Cairies are swiftly moving clouds. An old Scots dialect word, it derives from cairy (a Scots pronunciation of “carry”), a local name for a burden or a load to be conveyed.

6. Drouth

This is an old Irish-English word for the perfect weather conditions in which to dry clothes. Probably related to an identical Scots word for an insatiable thirst (or for an insatiable drinker), drouth was borrowed into American English in the 19th century, where it eventually became another name for a drought.

7. Flenches

If the weather flenches, then it looks like it might improve later on, but never actually does.

8. Foxy

According to the Oxford English Dictionary, if the weather is foxy then it’s “misleadingly bright”—or, in other words, sunny and clear, but freezing cold.

9. Gleamy

If, on the other hand, the weather is gleamy then it’s intermittently sunny, or as one 19th-century glossary put it, “fitful and uncertain.”

10. Gleen

A gleen is a sudden burst of warm sunshine. Dating back to the 17th century (if not earlier), it’s probably related to an earlier Scandinavian word, glene, for a clear patch of sky.

11. Halta-Dance

As well as also meaning “to run around frantically,” halta-dance is a heat haze.

12. Hen-Scartins

This is an old northern English word for long, thin streaks of cloud traditionally supposed to forecast a rain. It literally means “chicken scratches.”

13. Hunch-Weather

Hunch-weather is an old 18th century name for weather—like drizzle or strong wind—that’s bad enough to make people hunch over when they walk.

14. Lawrence

There’s an old myth that Saint Lawrence of Rome was martyred by being burnt alive on a red-hot gridiron. Although it’s doubtful whether this is true (a more likely explanation is that the Latin announcement of his death, passus est, “he suffered,” was misread as assus est, “he was roasted”), Saint Lawrence’s gruesome death has long been the subject of folk tales and works of art. Not only that, but he’s now considered the patron saint of cooks and restaurateurs (for obvious reasons), while the boy’s name Lawrence has been an American dialect word for a shimmering heat haze since at least the early 1900s.

15. Mare’s Tails

Mare's tails are cirrus clouds—long, thin wisps of cloud very high up in the sky—that are traditionally said to “point” toward fine weather.

16. Messenger

A single sunbeam that breaks through a thick cloud can also be called a messenger.

17. Mokey

Moke is an old northern English word for the mesh part of a fishing net, from which is derived the word mokey, describing dull, dark, or hazy weather conditions.

18. Monkey's Wedding

In South African slang, a monkey's wedding is a “sun-shower,” or a period of alternating (or simultaneous) sunshine and rain. No one is quite sure where this expression comes from: one theory claims that it could derive from an earlier phrase, monkey’s wedding-breakfast, meaning “a state of confusion,” or else it could be a vague translation of an even older Portuguese saying, casamento de raposa—literally “a vixen’s wedding”—that was likewise used to describe a sunny shower of rain.

19. Moonbroch

This is an old word from the far north of Scotland for a hazy halo of cloud around the moon at night that was supposedly a sign of bad weather to come.

20. Queen's Weather

In 1851, Charles Dickens wrote “the sky was cloudless; a brilliant sun gave to it that cheering character which—from the good fortune Her Majesty experiences whenever she travels or appears publicly—has passed into a proverb.” The “proverb” in question here is actually the expression queen's weather, a 19th-century nickname for sunshine, derived from Queen Victoria’s reputation for always seeming to bring fine weather with her on her official visits.

21. Pikels

Pikels are heavy drops or sheets of rain. The word pikel itself is an old Lancashire dialect name for a pitchfork, while the local saying “to rain pikels with the tines downwards” means to rain very heavily indeed.

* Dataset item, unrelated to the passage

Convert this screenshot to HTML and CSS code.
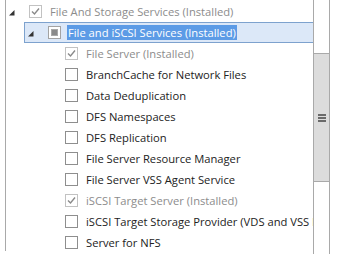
FILE: index.html
```html
<!doctype html>
<html lang="en">
  <head>
    <meta charset="UTF-8" />
    <title>Roles</title>
    <link rel="stylesheet" href="styles.css">
  </head>
  <body>
    <div class="panel">
      <div class="tree">
        <div class="row level-0">
          <span class="arrow"><svg width="6" height="6" viewBox="0 0 6 6"><polygon points="5.5,0 5.5,5.5 0,5.5" /></svg></span>
          <span class="box checked disabled"><svg width="11" height="11" viewBox="0 0 11 11"><polyline points="2,5.5 4.5,8 9,2.5" /></svg></span>
          <span class="label dim">File And Storage Services (Installed)</span>
        </div>
        <div class="row level-1 selected">
          <span class="arrow"><svg width="6" height="6" viewBox="0 0 6 6"><polygon points="5.5,0 5.5,5.5 0,5.5" /></svg></span>
          <span class="box mixed"><span class="fill"></span></span>
          <span class="label"><span class="highlight">File and iSCSI Services (Installed)</span></span>
        </div>
        <div class="row level-2">
          <span class="arrow"></span>
          <span class="box checked disabled"><svg width="11" height="11" viewBox="0 0 11 11"><polyline points="2,5.5 4.5,8 9,2.5" /></svg></span>
          <span class="label dim">File Server (Installed)</span>
        </div>
        <div class="row level-2">
          <span class="arrow"></span>
          <span class="box"></span>
          <span class="label">BranchCache for Network Files</span>
        </div>
        <div class="row level-2">
          <span class="arrow"></span>
          <span class="box"></span>
          <span class="label">Data Deduplication</span>
        </div>
        <div class="row level-2">
          <span class="arrow"></span>
          <span class="box"></span>
          <span class="label">DFS Namespaces</span>
        </div>
        <div class="row level-2">
          <span class="arrow"></span>
          <span class="box"></span>
          <span class="label">DFS Replication</span>
        </div>
        <div class="row level-2">
          <span class="arrow"></span>
          <span class="box"></span>
          <span class="label">File Server Resource Manager</span>
        </div>
        <div class="row level-2">
          <span class="arrow"></span>
          <span class="box"></span>
          <span class="label">File Server VSS Agent Service</span>
        </div>
        <div class="row level-2">
          <span class="arrow"></span>
          <span class="box checked disabled"><svg width="11" height="11" viewBox="0 0 11 11"><polyline points="2,5.5 4.5,8 9,2.5" /></svg></span>
          <span class="label dim">iSCSI Target Server (Installed)</span>
        </div>
        <div class="row level-2">
          <span class="arrow"></span>
          <span class="box"></span>
          <span class="label">iSCSI Target Storage Provider (VDS and VSS hardware providers)</span>
        </div>
        <div class="row level-2">
          <span class="arrow"></span>
          <span class="box"></span>
          <span class="label">Server for NFS</span>
        </div>
      </div>
      <div class="scrollbar">
        <div class="thumb">
          <span class="grip"></span>
          <span class="grip"></span>
          <span class="grip"></span>
        </div>
      </div>
    </div>
  </body>
</html>
```

FILE: styles.css
```css
* {
  margin: 0;
  padding: 0;
  box-sizing: border-box;
}

body {
  font-family: "Open Sans", "Noto Sans", sans-serif;
  font-size: 11.2px;
  color: #222;
  background: #fff;
  width: 338px;
  height: 254px;
  overflow: hidden;
}

.panel {
  display: flex;
  align-items: flex-start;
  margin-left: 5px;
}

.tree {
  width: 308px;
  height: 251px;
  border-left: 1px solid #a9a9a9;
  padding-top: 1px;
  overflow: hidden;
  white-space: nowrap;
}

.row {
  display: flex;
  align-items: center;
  height: 21px;
  padding-left: 3px;
}

.level-1 {
  margin-left: 18px;
}

.level-2 {
  padding-left: 39px;
}

.selected {
  background: #dce8f8;
  border: 1px solid #7da2ce;
  border-right: none;
  padding-left: 3px;
}

.arrow {
  width: 20px;
  flex: none;
  display: flex;
  padding-top: 2px;
}

.arrow svg {
  fill: #333;
}

.box {
  width: 13px;
  height: 13px;
  flex: none;
  border: 1px solid #8e8e8e;
  background: #fff;
  display: flex;
  align-items: center;
  justify-content: center;
}

.box.disabled {
  border-color: #c2c2c2;
}

.box svg polyline {
  fill: none;
  stroke: #8a8a8a;
  stroke-width: 1.4;
}

.box.mixed {
  border-color: #a3a3a3;
}

.fill {
  width: 7px;
  height: 7px;
  background: #8a8a8a;
  border: 1px solid #a8a8a8;
}

.label {
  margin-left: 8px;
  line-height: 16px;
}

.dim {
  color: #8c8c8c;
}

.highlight {
  background: #5c9be6;
  color: #fff;
  padding: 0 1px;
  margin-left: -2px;
}

.scrollbar {
  width: 17px;
  height: 254px;
  border-left: 1px solid #a9a9a9;
  border-right: 1px solid #a9a9a9;
  padding-top: 53px;
}

.thumb {
  height: 129px;
  background: #dcdcdc;
  border-top: 1px solid #a9a9a9;
  border-bottom: 1px solid #a9a9a9;
  display: flex;
  flex-direction: column;
  align-items: center;
  justify-content: center;
  gap: 1px;
}

.grip {
  width: 8px;
  height: 2px;
  background: #6a6a6a;
}
```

22. and 23. Smuir and Blind Smuir

This is an old Scots word meaning “choke” or “smother,” which by extension also came to be used to refer to thick, stiflingly hot weather. A blind smuir, oppositely, is a snow drift.

24. Sugar-Weather

Sugar-weather is a 19th-century Canadian word for a period of warm days and cold nights—the perfect weather conditions to start the sap flowing in maple trees.

25. Sunblink

This is a 17th-century Scots word for a single glimmer of sunshine …

26. Sunwade

… and sunwade is an old Yorkshire word for a haze of cloud around the sun.

27. Swullocking

This is an old southeast English word meaning “sultry” or “humid.” If the sky looks swullocking, then it looks like there’s a thunderstorm on its way.

28. Thunder-Head

Herman Melville used the old English word thunder-head in Moby-Dick (1851). It refers to a thick, rounded mass of cloud on the horizon, usually indicating that a storm is on its way.

29. and 30. Twirlblast and Twirlwind

Both twirlblast and twirlwind are old 18th-century names for tornados.

31. Water-Dogs

These are small rainclouds hanging individually below a larger bank of cloud above.

32. Wethergaw

Gaw is an old word for a drainage channel or a gutter, the U-shaped cross-section of which is the likely origin of the word wethergaw—an old Scots nickname for a rainbow.

This post first ran in 2015.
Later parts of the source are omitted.